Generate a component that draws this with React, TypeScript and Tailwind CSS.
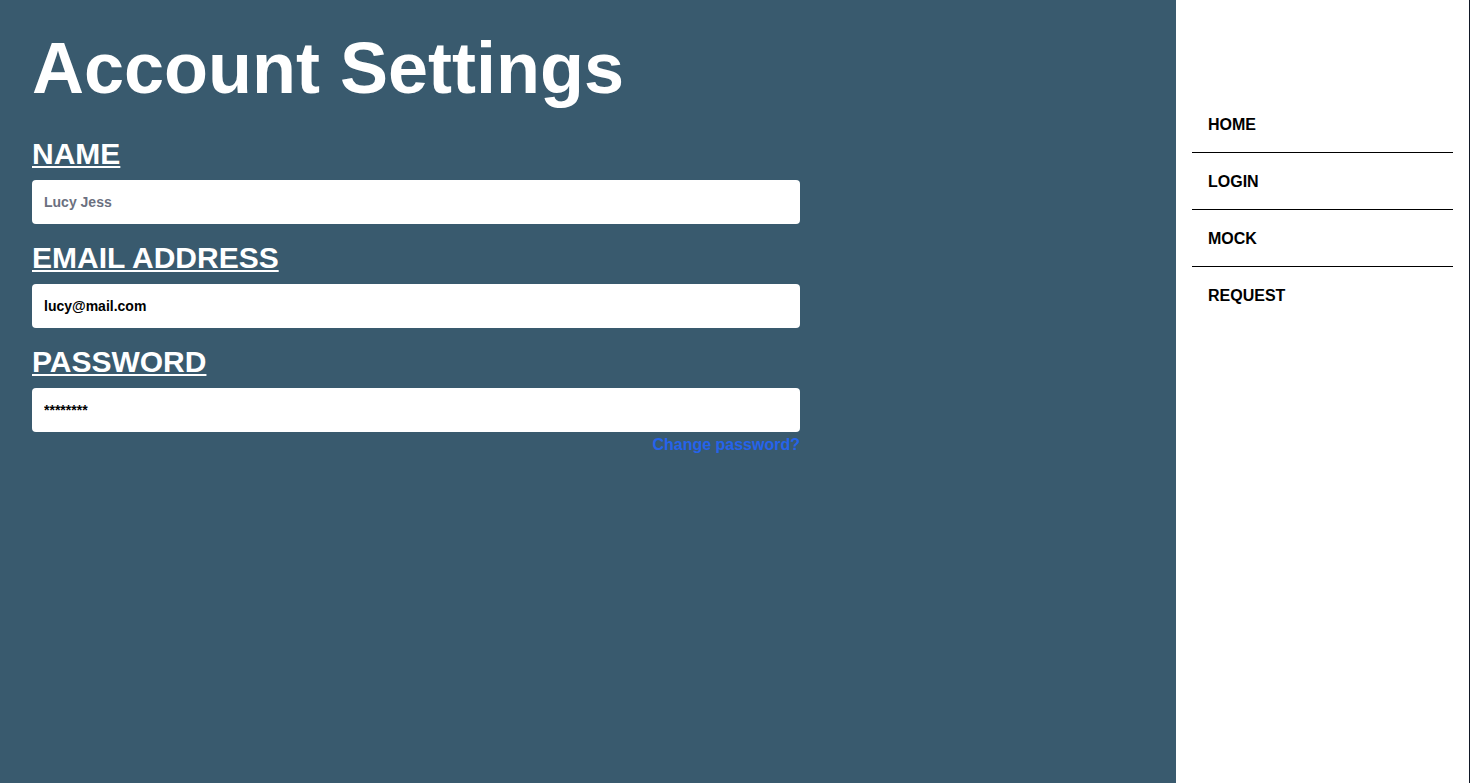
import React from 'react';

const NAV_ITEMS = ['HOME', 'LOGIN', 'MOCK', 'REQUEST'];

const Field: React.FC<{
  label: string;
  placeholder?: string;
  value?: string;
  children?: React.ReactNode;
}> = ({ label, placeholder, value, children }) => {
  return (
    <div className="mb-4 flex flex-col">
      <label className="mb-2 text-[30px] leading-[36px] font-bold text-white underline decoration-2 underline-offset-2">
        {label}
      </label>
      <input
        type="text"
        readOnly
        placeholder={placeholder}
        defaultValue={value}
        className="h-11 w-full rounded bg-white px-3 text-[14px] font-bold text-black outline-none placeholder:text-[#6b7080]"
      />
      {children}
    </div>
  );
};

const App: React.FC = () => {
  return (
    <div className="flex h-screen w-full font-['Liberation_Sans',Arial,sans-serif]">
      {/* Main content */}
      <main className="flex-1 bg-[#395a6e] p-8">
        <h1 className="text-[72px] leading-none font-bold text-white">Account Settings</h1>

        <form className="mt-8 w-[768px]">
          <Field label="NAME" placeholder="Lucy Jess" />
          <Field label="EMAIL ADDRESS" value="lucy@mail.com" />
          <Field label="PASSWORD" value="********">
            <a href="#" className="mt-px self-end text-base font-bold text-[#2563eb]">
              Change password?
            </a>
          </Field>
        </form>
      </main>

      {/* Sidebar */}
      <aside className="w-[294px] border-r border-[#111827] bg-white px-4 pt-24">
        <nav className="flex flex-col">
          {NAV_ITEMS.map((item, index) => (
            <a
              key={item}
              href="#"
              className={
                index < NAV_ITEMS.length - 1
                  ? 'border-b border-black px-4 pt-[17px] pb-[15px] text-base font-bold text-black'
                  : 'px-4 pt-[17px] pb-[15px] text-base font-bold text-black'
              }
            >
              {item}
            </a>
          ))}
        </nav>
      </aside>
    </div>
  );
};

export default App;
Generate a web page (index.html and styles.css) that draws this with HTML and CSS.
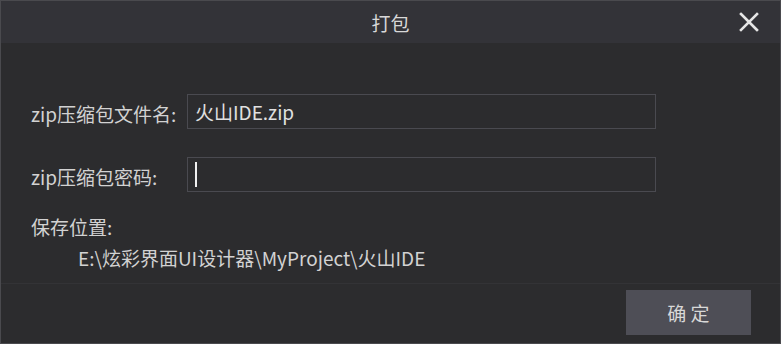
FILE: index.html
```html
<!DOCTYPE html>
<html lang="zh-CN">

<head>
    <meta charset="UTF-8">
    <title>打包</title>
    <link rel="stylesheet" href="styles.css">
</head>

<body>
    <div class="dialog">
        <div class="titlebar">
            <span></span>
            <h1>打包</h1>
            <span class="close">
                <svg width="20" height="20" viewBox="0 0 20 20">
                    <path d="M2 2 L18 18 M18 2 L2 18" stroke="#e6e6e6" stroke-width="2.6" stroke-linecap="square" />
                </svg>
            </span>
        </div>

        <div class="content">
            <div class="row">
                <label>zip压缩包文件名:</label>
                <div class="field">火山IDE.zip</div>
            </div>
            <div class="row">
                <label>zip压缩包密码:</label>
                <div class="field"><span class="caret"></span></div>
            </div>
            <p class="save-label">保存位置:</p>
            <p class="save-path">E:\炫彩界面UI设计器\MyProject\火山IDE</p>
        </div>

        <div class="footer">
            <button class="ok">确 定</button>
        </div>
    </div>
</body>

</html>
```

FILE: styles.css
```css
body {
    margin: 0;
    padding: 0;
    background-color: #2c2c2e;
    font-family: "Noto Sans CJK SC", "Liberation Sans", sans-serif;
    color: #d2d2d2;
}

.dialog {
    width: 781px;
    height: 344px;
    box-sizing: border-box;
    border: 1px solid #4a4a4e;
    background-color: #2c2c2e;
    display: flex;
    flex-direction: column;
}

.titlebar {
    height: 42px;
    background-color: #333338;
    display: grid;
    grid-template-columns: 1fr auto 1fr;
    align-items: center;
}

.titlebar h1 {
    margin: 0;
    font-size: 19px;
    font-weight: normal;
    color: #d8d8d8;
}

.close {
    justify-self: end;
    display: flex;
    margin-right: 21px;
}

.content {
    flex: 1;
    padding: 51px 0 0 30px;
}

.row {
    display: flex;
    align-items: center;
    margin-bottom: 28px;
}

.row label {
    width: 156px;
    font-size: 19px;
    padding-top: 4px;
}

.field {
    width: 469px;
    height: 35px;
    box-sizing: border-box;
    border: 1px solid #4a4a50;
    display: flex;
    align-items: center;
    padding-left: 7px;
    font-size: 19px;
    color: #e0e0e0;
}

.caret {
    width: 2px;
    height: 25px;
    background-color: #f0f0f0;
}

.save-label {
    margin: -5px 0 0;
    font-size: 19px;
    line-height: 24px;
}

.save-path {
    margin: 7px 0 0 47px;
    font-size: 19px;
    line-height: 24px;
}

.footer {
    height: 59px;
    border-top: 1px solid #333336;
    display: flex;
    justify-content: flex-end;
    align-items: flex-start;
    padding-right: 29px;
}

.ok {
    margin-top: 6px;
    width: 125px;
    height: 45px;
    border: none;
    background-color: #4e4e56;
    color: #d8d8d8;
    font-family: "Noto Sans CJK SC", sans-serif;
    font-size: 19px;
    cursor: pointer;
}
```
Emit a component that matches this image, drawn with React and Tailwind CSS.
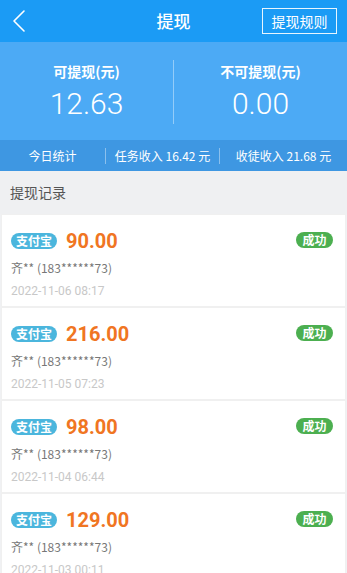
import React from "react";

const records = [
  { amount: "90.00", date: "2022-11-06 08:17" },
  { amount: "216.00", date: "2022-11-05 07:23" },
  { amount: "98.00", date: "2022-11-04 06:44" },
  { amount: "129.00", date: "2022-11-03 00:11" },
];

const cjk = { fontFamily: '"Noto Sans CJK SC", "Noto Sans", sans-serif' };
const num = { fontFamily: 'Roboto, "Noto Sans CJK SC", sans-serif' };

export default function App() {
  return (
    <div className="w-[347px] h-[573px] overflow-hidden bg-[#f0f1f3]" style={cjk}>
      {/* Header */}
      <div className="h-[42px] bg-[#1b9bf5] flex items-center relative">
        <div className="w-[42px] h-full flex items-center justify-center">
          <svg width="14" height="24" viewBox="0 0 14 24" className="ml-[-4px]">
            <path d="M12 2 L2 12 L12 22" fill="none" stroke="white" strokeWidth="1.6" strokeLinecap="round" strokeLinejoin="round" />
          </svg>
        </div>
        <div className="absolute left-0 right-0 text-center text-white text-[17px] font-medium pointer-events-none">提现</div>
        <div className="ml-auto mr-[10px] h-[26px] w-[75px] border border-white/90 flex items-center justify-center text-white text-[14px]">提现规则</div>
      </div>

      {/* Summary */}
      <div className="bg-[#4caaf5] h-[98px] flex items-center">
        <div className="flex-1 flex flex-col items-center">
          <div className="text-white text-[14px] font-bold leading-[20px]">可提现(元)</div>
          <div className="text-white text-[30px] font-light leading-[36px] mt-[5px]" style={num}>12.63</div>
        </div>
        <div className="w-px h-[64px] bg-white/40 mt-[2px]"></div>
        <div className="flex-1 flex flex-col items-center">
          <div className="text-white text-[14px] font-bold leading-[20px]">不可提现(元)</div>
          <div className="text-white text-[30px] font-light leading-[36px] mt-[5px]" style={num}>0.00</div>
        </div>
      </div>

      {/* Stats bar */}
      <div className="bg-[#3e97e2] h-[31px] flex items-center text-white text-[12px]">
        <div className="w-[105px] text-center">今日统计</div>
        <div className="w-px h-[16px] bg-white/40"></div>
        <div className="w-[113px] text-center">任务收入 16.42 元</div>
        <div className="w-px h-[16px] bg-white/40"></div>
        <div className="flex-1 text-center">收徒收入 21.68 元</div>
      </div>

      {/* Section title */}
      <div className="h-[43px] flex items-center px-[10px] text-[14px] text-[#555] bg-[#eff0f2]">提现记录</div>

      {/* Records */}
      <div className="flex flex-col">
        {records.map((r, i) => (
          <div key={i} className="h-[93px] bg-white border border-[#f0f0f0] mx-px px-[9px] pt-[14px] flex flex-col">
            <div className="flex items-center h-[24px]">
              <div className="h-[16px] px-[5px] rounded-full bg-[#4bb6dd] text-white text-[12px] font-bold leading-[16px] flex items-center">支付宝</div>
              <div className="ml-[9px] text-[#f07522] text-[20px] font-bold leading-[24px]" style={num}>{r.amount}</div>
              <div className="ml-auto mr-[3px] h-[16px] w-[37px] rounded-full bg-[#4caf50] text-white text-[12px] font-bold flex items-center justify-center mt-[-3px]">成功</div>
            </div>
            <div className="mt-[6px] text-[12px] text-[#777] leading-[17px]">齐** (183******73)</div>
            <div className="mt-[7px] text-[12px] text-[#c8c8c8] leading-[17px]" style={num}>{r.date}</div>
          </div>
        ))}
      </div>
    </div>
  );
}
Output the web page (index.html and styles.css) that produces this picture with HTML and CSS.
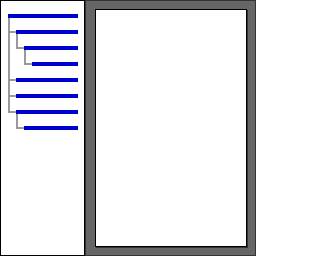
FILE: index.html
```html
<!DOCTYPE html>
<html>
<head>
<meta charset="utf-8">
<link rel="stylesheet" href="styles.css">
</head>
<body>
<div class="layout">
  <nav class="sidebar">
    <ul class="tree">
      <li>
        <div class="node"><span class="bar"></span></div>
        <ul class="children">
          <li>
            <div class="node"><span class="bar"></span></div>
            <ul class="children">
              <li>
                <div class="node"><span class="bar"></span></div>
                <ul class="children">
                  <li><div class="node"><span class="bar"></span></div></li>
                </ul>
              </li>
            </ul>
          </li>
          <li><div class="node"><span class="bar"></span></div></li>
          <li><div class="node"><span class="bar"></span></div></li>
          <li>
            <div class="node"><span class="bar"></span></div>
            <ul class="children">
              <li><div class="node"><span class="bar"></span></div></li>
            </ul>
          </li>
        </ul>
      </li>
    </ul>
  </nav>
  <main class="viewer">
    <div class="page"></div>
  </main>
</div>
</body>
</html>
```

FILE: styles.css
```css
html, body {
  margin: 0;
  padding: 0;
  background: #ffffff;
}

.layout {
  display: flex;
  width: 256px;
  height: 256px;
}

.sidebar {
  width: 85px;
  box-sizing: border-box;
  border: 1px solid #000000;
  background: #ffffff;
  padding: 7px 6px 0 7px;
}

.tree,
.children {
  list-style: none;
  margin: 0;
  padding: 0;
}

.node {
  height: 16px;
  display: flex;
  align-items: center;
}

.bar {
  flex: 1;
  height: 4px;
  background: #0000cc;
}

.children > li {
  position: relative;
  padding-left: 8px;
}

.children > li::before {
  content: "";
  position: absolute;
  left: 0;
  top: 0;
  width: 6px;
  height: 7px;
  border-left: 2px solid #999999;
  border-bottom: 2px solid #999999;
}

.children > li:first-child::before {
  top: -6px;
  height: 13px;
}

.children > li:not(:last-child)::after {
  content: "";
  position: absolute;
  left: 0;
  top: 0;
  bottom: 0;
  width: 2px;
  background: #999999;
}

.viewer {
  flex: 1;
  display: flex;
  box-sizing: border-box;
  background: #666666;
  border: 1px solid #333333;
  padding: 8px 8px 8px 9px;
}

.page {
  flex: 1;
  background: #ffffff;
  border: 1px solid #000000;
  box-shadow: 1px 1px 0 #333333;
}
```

────────

- [Required work] Set the lines above down again, word for word, from the first through the one containing "const NAV_ITEMS = ['HOME', 'LOGIN', 'MOCK', 'REQUEST'];"; pictures excluded.

- [Final result]
Generate a component that draws this with React, TypeScript and Tailwind CSS.
import React from 'react';

const NAV_ITEMS = ['HOME', 'LOGIN', 'MOCK', 'REQUEST'];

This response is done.